▸ **SUPPLIED DATA**
## Start
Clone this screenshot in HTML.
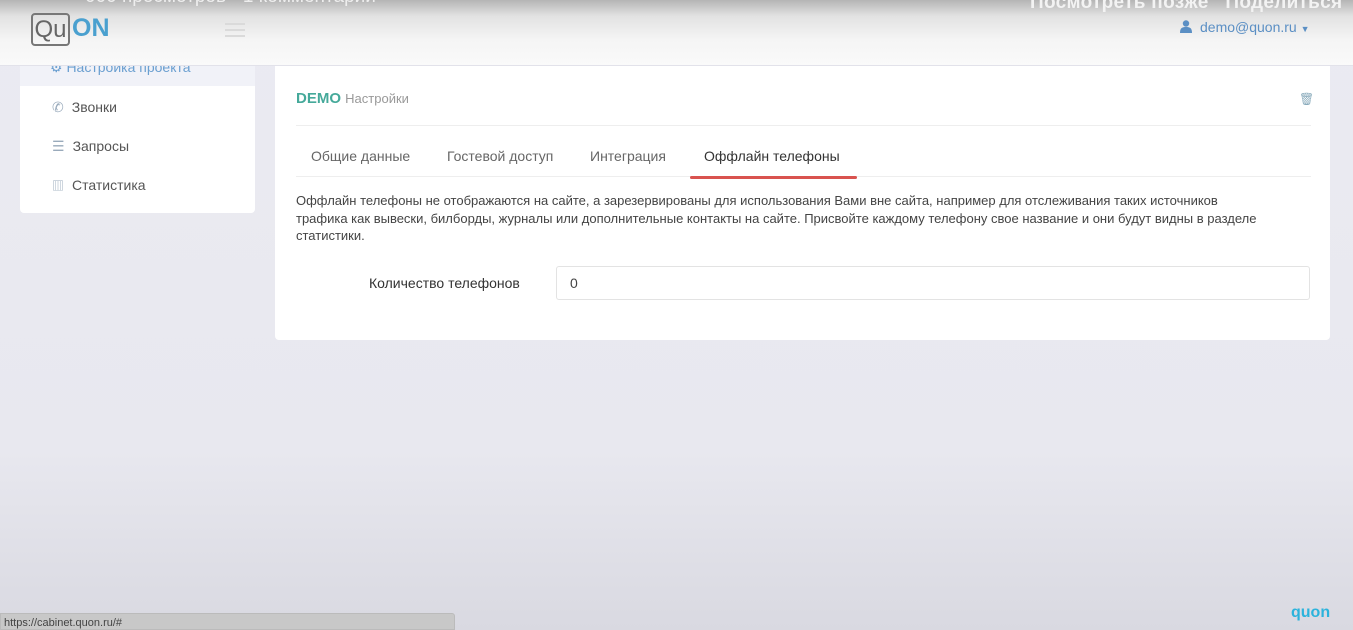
<!DOCTYPE html>
<html><head><meta charset="utf-8"><style>
*{box-sizing:border-box;margin:0;padding:0}
body{width:1353px;height:630px;overflow:hidden;position:relative;font-family:"Liberation Sans","Noto Sans CJK SC",sans-serif;background:linear-gradient(#ebebf2 0,#e8e8ef 450px,#d9d9e1 630px);color:#555}
.hdr{position:absolute;left:0;top:0;width:1353px;height:66px;background:linear-gradient(#b5b5b5 0,#e2e2e2 16px,#f5f5f5 40px,#fafafa 66px);border-bottom:1px solid #e2e2ea;z-index:2}
.logo{position:absolute;left:31px;top:13px;width:39px;height:33px;border:2px solid #777;border-radius:4px;font-size:24px;color:#666;line-height:29px;text-align:center}
.on{position:absolute;left:72px;top:14px;font-size:25px;font-weight:bold;color:#4aa0cf}
.burg{position:absolute;left:225px;top:23px;width:20px}
.burg i{display:block;height:2px;background:#dadada;margin-bottom:4px}
.yt{position:absolute;left:85px;top:-14px;font-size:19px;color:#eee}
.yt2{position:absolute;left:1030px;top:-8px;font-size:19px;font-weight:bold;color:#f3f3f3;letter-spacing:.3px}
.user{position:absolute;left:1180px;top:19px;font-size:14px;color:#5b8fc4}
.side{position:absolute;left:20px;top:66px;width:235px;height:147px;background:#fff;border-radius:0 0 4px 4px}
.side .act{height:20px;background:#f1f2f8}
.side .it{position:absolute;left:32px;font-size:14px;color:#555}
.card{position:absolute;left:275px;top:66px;width:1055px;height:274px;background:#fff;border-radius:0 0 4px 4px}
.demo{position:absolute;left:21px;top:24px;font-size:15px;font-weight:bold;color:#45a99a}
.demo span{font-size:13px;font-weight:normal;color:#999}
.hr{position:absolute;left:21px;width:1015px;height:1px;background:#eee}
.tab{position:absolute;top:82px;font-size:14px;color:#666}
.ul{position:absolute;left:415px;top:110px;width:167px;height:3px;background:#d9534f;border-radius:2px}
.txt{position:absolute;left:21px;top:126px;width:1000px;font-size:13px;line-height:17.5px;color:#444}
.lbl{position:absolute;left:94px;top:209px;font-size:14px;color:#333}
.inp{position:absolute;left:281px;top:200px;width:754px;height:34px;border:1px solid #e3e3e3;border-radius:3px;padding:8px 13px;font-size:14px;color:#444}
.status{position:absolute;left:0;top:613px;width:455px;height:17px;background:#c8c8c8;border:1px solid #bbb;border-radius:0 3px 0 0;font-size:11px;color:#444;padding:3px 3px}
.quon{position:absolute;left:1291px;top:604px;font-size:16px;font-weight:bold;color:#2cb3dc}
</style></head><body>
<div class="hdr">
<div class="yt">000 просмотров · 1 комментарий</div>
<div class="yt2">Посмотреть позже &nbsp; Поделиться</div>
<div class="logo">Qu</div><div class="on">ON</div>
<div class="burg"><i></i><i></i><i></i></div>
<div class="user"><svg width="12" height="13" viewBox="0 0 12 13" style="vertical-align:-1px;margin-right:8px"><circle cx="6" cy="3.5" r="3.2" fill="#5b8fc4"/><path d="M0 13 C0 8 2 7 6 7 C10 7 12 8 12 13Z" fill="#5b8fc4"/></svg>demo@quon.ru <span style="font-size:9px;color:#5b8fc4">▼</span></div>
</div>
<div class="side">
<div class="act"></div>
<div class="it" style="top:33px"><span style="color:#9ab;margin-right:8px">✆</span>Звонки</div>
<div class="it" style="top:72px"><span style="color:#9ab;margin-right:8px">☰</span>Запросы</div>
<div class="it" style="top:111px"><span style="color:#9ab;margin-right:8px;font-size:12px">▥</span>Статистика</div>
</div>
<div style="position:absolute;left:50px;top:59px;font-size:14px;color:#6a9fd0;z-index:1">⚙ Настройка проекта</div>
<div class="card">
<div class="demo">DEMO <span>Настройки</span></div>
<div style="position:absolute;left:1024px;top:26px;color:#8ab;font-size:12px">🗑</div>
<div class="hr" style="top:59px"></div>
<div class="tab" style="left:36px">Общие данные</div>
<div class="tab" style="left:172px">Гостевой доступ</div>
<div class="tab" style="left:315px">Интеграция</div>
<div class="tab" style="left:429px;color:#333">Оффлайн телефоны</div>
<div class="hr" style="top:110px"></div>
<div class="ul"></div>
<div class="txt">Оффлайн телефоны не отображаются на сайте, а зарезервированы для использования Вами вне сайта, например для отслеживания таких источников<br>трафика как вывески, билборды, журналы или дополнительные контакты на сайте. Присвойте каждому телефону свое название и они будут видны в разделе<br>статистики.</div>
<div class="lbl">Количество телефонов</div>
<div class="inp">0</div>
</div>
<div class="status">https://cabinet.quon.ru/#</div>
<div class="quon">quon</div>
</body></html>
## End
▸ **WHAT YOU ARE ASKED TO DO**
Transcribe the whole listing, character for character, but not its images.

▸ **WRITTEN SOLUTION**
Clone this screenshot in HTML.
<!DOCTYPE html>
<html><head><meta charset="utf-8"><style>
*{box-sizing:border-box;margin:0;padding:0}
body{width:1353px;height:630px;overflow:hidden;position:relative;font-family:"Liberation Sans","Noto Sans CJK SC",sans-serif;background:linear-gradient(#ebebf2 0,#e8e8ef 450px,#d9d9e1 630px);color:#555}
.hdr{position:absolute;left:0;top:0;width:1353px;height:66px;background:linear-gradient(#b5b5b5 0,#e2e2e2 16px,#f5f5f5 40px,#fafafa 66px);border-bottom:1px solid #e2e2ea;z-index:2}
.logo{position:absolute;left:31px;top:13px;width:39px;height:33px;border:2px solid #777;border-radius:4px;font-size:24px;color:#666;line-height:29px;text-align:center}
.on{position:absolute;left:72px;top:14px;font-size:25px;font-weight:bold;color:#4aa0cf}
.burg{position:absolute;left:225px;top:23px;width:20px}
.burg i{display:block;height:2px;background:#dadada;margin-bottom:4px}
.yt{position:absolute;left:85px;top:-14px;font-size:19px;color:#eee}
.yt2{position:absolute;left:1030px;top:-8px;font-size:19px;font-weight:bold;color:#f3f3f3;letter-spacing:.3px}
.user{position:absolute;left:1180px;top:19px;font-size:14px;color:#5b8fc4}
.side{position:absolute;left:20px;top:66px;width:235px;height:147px;background:#fff;border-radius:0 0 4px 4px}
.side .act{height:20px;background:#f1f2f8}
.side .it{position:absolute;left:32px;font-size:14px;color:#555}
.card{position:absolute;left:275px;top:66px;width:1055px;height:274px;background:#fff;border-radius:0 0 4px 4px}
.demo{position:absolute;left:21px;top:24px;font-size:15px;font-weight:bold;color:#45a99a}
.demo span{font-size:13px;font-weight:normal;color:#999}
.hr{position:absolute;left:21px;width:1015px;height:1px;background:#eee}
.tab{position:absolute;top:82px;font-size:14px;color:#666}
.ul{position:absolute;left:415px;top:110px;width:167px;height:3px;background:#d9534f;border-radius:2px}
.txt{position:absolute;left:21px;top:126px;width:1000px;font-size:13px;line-height:17.5px;color:#444}
.lbl{position:absolute;left:94px;top:209px;font-size:14px;color:#333}
.inp{position:absolute;left:281px;top:200px;width:754px;height:34px;border:1px solid #e3e3e3;border-radius:3px;padding:8px 13px;font-size:14px;color:#444}
.status{position:absolute;left:0;top:613px;width:455px;height:17px;background:#c8c8c8;border:1px solid #bbb;border-radius:0 3px 0 0;font-size:11px;color:#444;padding:3px 3px}
.quon{position:absolute;left:1291px;top:604px;font-size:16px;font-weight:bold;color:#2cb3dc}
</style></head><body>
<div class="hdr">
<div class="yt">000 просмотров · 1 комментарий</div>
<div class="yt2">Посмотреть позже &nbsp; Поделиться</div>
<div class="logo">Qu</div><div class="on">ON</div>
<div class="burg"><i></i><i></i><i></i></div>
<div class="user"><svg width="12" height="13" viewBox="0 0 12 13" style="vertical-align:-1px;margin-right:8px"><circle cx="6" cy="3.5" r="3.2" fill="#5b8fc4"/><path d="M0 13 C0 8 2 7 6 7 C10 7 12 8 12 13Z" fill="#5b8fc4"/></svg>demo@quon.ru <span style="font-size:9px;color:#5b8fc4">▼</span></div>
</div>
<div class="side">
<div class="act"></div>
<div class="it" style="top:33px"><span style="color:#9ab;margin-right:8px">✆</span>Звонки</div>
<div class="it" style="top:72px"><span style="color:#9ab;margin-right:8px">☰</span>Запросы</div>
<div class="it" style="top:111px"><span style="color:#9ab;margin-right:8px;font-size:12px">▥</span>Статистика</div>
</div>
<div style="position:absolute;left:50px;top:59px;font-size:14px;color:#6a9fd0;z-index:1">⚙ Настройка проекта</div>
<div class="card">
<div class="demo">DEMO <span>Настройки</span></div>
<div style="position:absolute;left:1024px;top:26px;color:#8ab;font-size:12px">🗑</div>
<div class="hr" style="top:59px"></div>
<div class="tab" style="left:36px">Общие данные</div>
<div class="tab" style="left:172px">Гостевой доступ</div>
<div class="tab" style="left:315px">Интеграция</div>
<div class="tab" style="left:429px;color:#333">Оффлайн телефоны</div>
<div class="hr" style="top:110px"></div>
<div class="ul"></div>
<div class="txt">Оффлайн телефоны не отображаются на сайте, а зарезервированы для использования Вами вне сайта, например для отслеживания таких источников<br>трафика как вывески, билборды, журналы или дополнительные контакты на сайте. Присвойте каждому телефону свое название и они будут видны в разделе<br>статистики.</div>
<div class="lbl">Количество телефонов</div>
<div class="inp">0</div>
</div>
<div class="status">https://cabinet.quon.ru/#</div>
<div class="quon">quon</div>
</body></html>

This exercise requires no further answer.